The lottery is a ubiquitous part of American culture, with Americans spending upwards of $100 billion on tickets every year. Lotteries promote themselves as a source of “painless revenue”: people voluntarily spend their money on a chance at winning, so states can use those funds for other purposes without raising taxes or cutting other programs. But how meaningful those lottery revenues are in the context of state budgets, and whether it’s worth the trade-offs to people losing their hard-earned cash, are questions worthy of scrutiny.

State governments run the lotteries as businesses, with the goal of maximizing revenues. That requires them to promote the game to as wide a range of potential players as possible, which has often meant exaggerating the odds of winning and encouraging irrational gambling behavior. Critics charge that this runs counter to the government’s obligation to protect the public welfare.

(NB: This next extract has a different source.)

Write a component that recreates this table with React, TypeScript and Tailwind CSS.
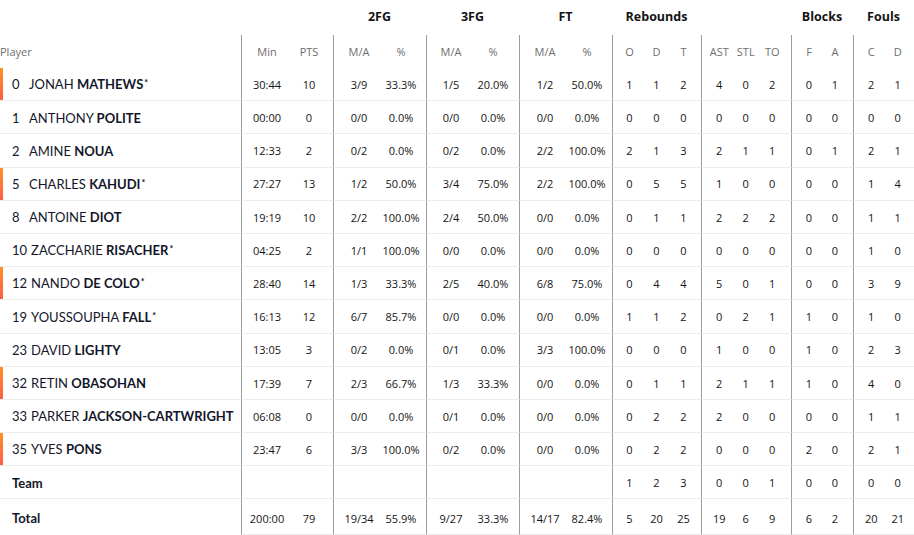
import React from "react";

type Row = {
  n: string;
  first: string;
  last: string;
  star?: boolean;
  bar?: boolean;
  s: string[];
};

const rows: Row[] = [
  { n: "0", first: "JONAH", last: "MATHEWS", star: true, bar: true, s: ["30:44", "10", "3/9", "33.3%", "1/5", "20.0%", "1/2", "50.0%", "1", "1", "2", "4", "0", "2", "0", "1", "2", "1"] },
  { n: "1", first: "ANTHONY", last: "POLITE", s: ["00:00", "0", "0/0", "0.0%", "0/0", "0.0%", "0/0", "0.0%", "0", "0", "0", "0", "0", "0", "0", "0", "0", "0"] },
  { n: "2", first: "AMINE", last: "NOUA", s: ["12:33", "2", "0/2", "0.0%", "0/2", "0.0%", "2/2", "100.0%", "2", "1", "3", "2", "1", "1", "0", "1", "2", "1"] },
  { n: "5", first: "CHARLES", last: "KAHUDI", star: true, bar: true, s: ["27:27", "13", "1/2", "50.0%", "3/4", "75.0%", "2/2", "100.0%", "0", "5", "5", "1", "0", "0", "0", "0", "1", "4"] },
  { n: "8", first: "ANTOINE", last: "DIOT", s: ["19:19", "10", "2/2", "100.0%", "2/4", "50.0%", "0/0", "0.0%", "0", "1", "1", "2", "2", "2", "0", "0", "1", "1"] },
  { n: "10", first: "ZACCHARIE", last: "RISACHER", star: true, s: ["04:25", "2", "1/1", "100.0%", "0/0", "0.0%", "0/0", "0.0%", "0", "0", "0", "0", "0", "0", "0", "0", "1", "0"] },
  { n: "12", first: "NANDO", last: "DE COLO", star: true, bar: true, s: ["28:40", "14", "1/3", "33.3%", "2/5", "40.0%", "6/8", "75.0%", "0", "4", "4", "5", "0", "1", "0", "0", "3", "9"] },
  { n: "19", first: "YOUSSOUPHA", last: "FALL", star: true, s: ["16:13", "12", "6/7", "85.7%", "0/0", "0.0%", "0/0", "0.0%", "1", "1", "2", "0", "2", "1", "1", "0", "1", "0"] },
  { n: "23", first: "DAVID", last: "LIGHTY", s: ["13:05", "3", "0/2", "0.0%", "0/1", "0.0%", "3/3", "100.0%", "0", "0", "0", "1", "0", "0", "1", "0", "2", "3"] },
  { n: "32", first: "RETIN", last: "OBASOHAN", bar: true, s: ["17:39", "7", "2/3", "66.7%", "1/3", "33.3%", "0/0", "0.0%", "0", "1", "1", "2", "1", "1", "1", "0", "4", "0"] },
  { n: "33", first: "PARKER", last: "JACKSON-CARTWRIGHT", s: ["06:08", "0", "0/0", "0.0%", "0/1", "0.0%", "0/0", "0.0%", "0", "2", "2", "2", "0", "0", "0", "0", "1", "1"] },
  { n: "35", first: "YVES", last: "PONS", bar: true, s: ["23:47", "6", "3/3", "100.0%", "0/2", "0.0%", "0/0", "0.0%", "0", "2", "2", "0", "0", "0", "2", "0", "2", "1"] },
];

const teamStats = ["", "", "", "", "", "", "", "", "1", "2", "3", "0", "0", "1", "0", "0", "0", "0"];
const totalStats = ["200:00", "79", "19/34", "55.9%", "9/27", "33.3%", "14/17", "82.4%", "5", "20", "25", "19", "6", "9", "6", "2", "20", "21"];

type Group = { w: string; pad: string; cols: string[]; title: string; labels: string[] };

const groups: Group[] = [
  { w: "w-[92px]", pad: "pl-[4px] pr-[3px]", cols: ["w-[42px]", "w-[42px]"], title: "", labels: ["Min", "PTS"] },
  { w: "w-[93px]", pad: "pl-[4px] pr-[4px]", cols: ["w-[42px]", "w-[42px]"], title: "2FG", labels: ["M/A", "%"] },
  { w: "w-[93px]", pad: "pl-[3px] pr-[5px]", cols: ["w-[42px]", "w-[42px]"], title: "3FG", labels: ["M/A", "%"] },
  { w: "w-[93px]", pad: "pl-[4px] pr-[4px]", cols: ["w-[42px]", "w-[42px]"], title: "FT", labels: ["M/A", "%"] },
  { w: "w-[89px]", pad: "pl-[3px] pr-[4px]", cols: ["w-[27px]", "w-[27px]", "w-[27px]"], title: "Rebounds", labels: ["O", "D", "T"] },
  { w: "w-[90px]", pad: "pl-[4px] pr-[5.5px]", cols: ["w-[26.5px]", "w-[26.5px]", "w-[26.5px]"], title: "", labels: ["AST", "STL", "TO"] },
  { w: "w-[62px]", pad: "pl-[4px] pr-[5px]", cols: ["w-[26px]", "w-[26px]"], title: "Blocks", labels: ["F", "A"] },
  { w: "w-[61px]", pad: "pl-[4px] pr-[3px]", cols: ["w-[26.5px]", "w-[26.5px]"], title: "Fouls", labels: ["C", "D"] },
];

const statFont = { fontFamily: '"Open Sans", "Noto Sans", sans-serif' };
const nameFont = { fontFamily: 'Lato, "Open Sans", sans-serif' };

function StatGroups({ stats, lower }: { stats: string[]; lower?: boolean }) {
  let idx = 0;
  return (
    <>
      {groups.map((g, gi) => (
        <div key={gi} className={`flex shrink-0 border-l border-b border-l-[#9b9b9b] border-b-[#ececec] ${g.pad}`}>
          {g.cols.map((c, ci) => {
            const v = stats[idx++];
            return (
              <div
                key={ci}
                className={`${c} flex items-center justify-center text-[11px] text-[#141414] whitespace-nowrap ${lower ? "pt-[5px]" : "pt-[2px]"}`}
                style={statFont}
              >
                {v}
              </div>
            );
          })}
        </div>
      ))}
    </>
  );
}

export default function App() {
  return (
    <div className="w-[914px] h-[535px] overflow-hidden bg-white">
      {/* group headings */}
      <div className="flex h-[35px]">
        <div className="w-[241px] shrink-0" />
        {groups.map((g, gi) => (
          <div
            key={gi}
            className={`${g.w} shrink-0 flex justify-center pt-[8px] text-[12.5px] font-bold text-[#141414] whitespace-nowrap`}
            style={statFont}
          >
            {g.title}
          </div>
        ))}
      </div>

      {/* column labels */}
      <div className="flex h-[33px]">
        <div className="w-[241px] shrink-0 flex items-center pt-[2px] text-[11px] text-[#6e6e6e]" style={statFont}>
          Player
        </div>
        {groups.map((g, gi) => (
          <div key={gi} className={`flex shrink-0 border-l border-[#9b9b9b] ${g.pad}`}>
            {g.cols.map((c, ci) => (
              <div key={ci} className={`${c} flex items-center justify-center pt-[2px] text-[11px] text-[#6e6e6e]`} style={statFont}>
                {g.labels[ci]}
              </div>
            ))}
          </div>
        ))}
      </div>

      {rows.map((r, ri) => (
        <div key={ri} className="flex h-[33.2px]">
          <div className="w-[241px] shrink-0 flex border-b border-[#ececec]">
            <div className={`w-[3px] shrink-0 ${r.bar ? "bg-linear-to-b from-[#ff8f1f] to-[#ff5c45]" : ""}`} />
            <div className="flex items-center pl-[9px] pt-[2px] text-[13px] text-[#13162a] whitespace-nowrap" style={nameFont}>
              <span>
                <span className="inline-block min-w-[13px]">{r.n}</span>
                <span className="ml-[4px]">{r.first} </span>
                <span className="font-bold">{r.last}</span>
                {r.star && <sup className="font-bold text-[9px] ml-[1px] top-[-0.35em]">*</sup>}
              </span>
            </div>
          </div>
          <StatGroups stats={r.s} />
        </div>
      ))}

      <div className="flex h-[33.2px]">
        <div className="w-[241px] shrink-0 flex items-center pl-[12px] pt-[2px] border-b border-[#ececec] text-[13px] font-bold text-[#13162a]" style={nameFont}>
          Team
        </div>
        <StatGroups stats={teamStats} />
      </div>

      <div className="flex h-[36px]">
        <div className="w-[241px] shrink-0 flex items-center pl-[12px] pt-[2px] text-[13px] font-bold text-[#13162a]" style={nameFont}>
          Total
        </div>
        <StatGroups stats={totalStats} lower />
      </div>
    </div>
  );
}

State officials have also become dependent on lottery revenues, and they face pressure to increase those revenues in an era of anti-tax sentiment. This leads to a series of pitfalls, including: promoting addictive gambling; expanding the pool of players; introducing new games like keno and video poker; and squandering the proceeds. Many of these issues can be traced back to the way in which state lotteries are established: as piecemeal, incremental policy decisions made by individual agencies. As a result, few, if any, state governments have a coherent “gambling policy” or even a lottery policy.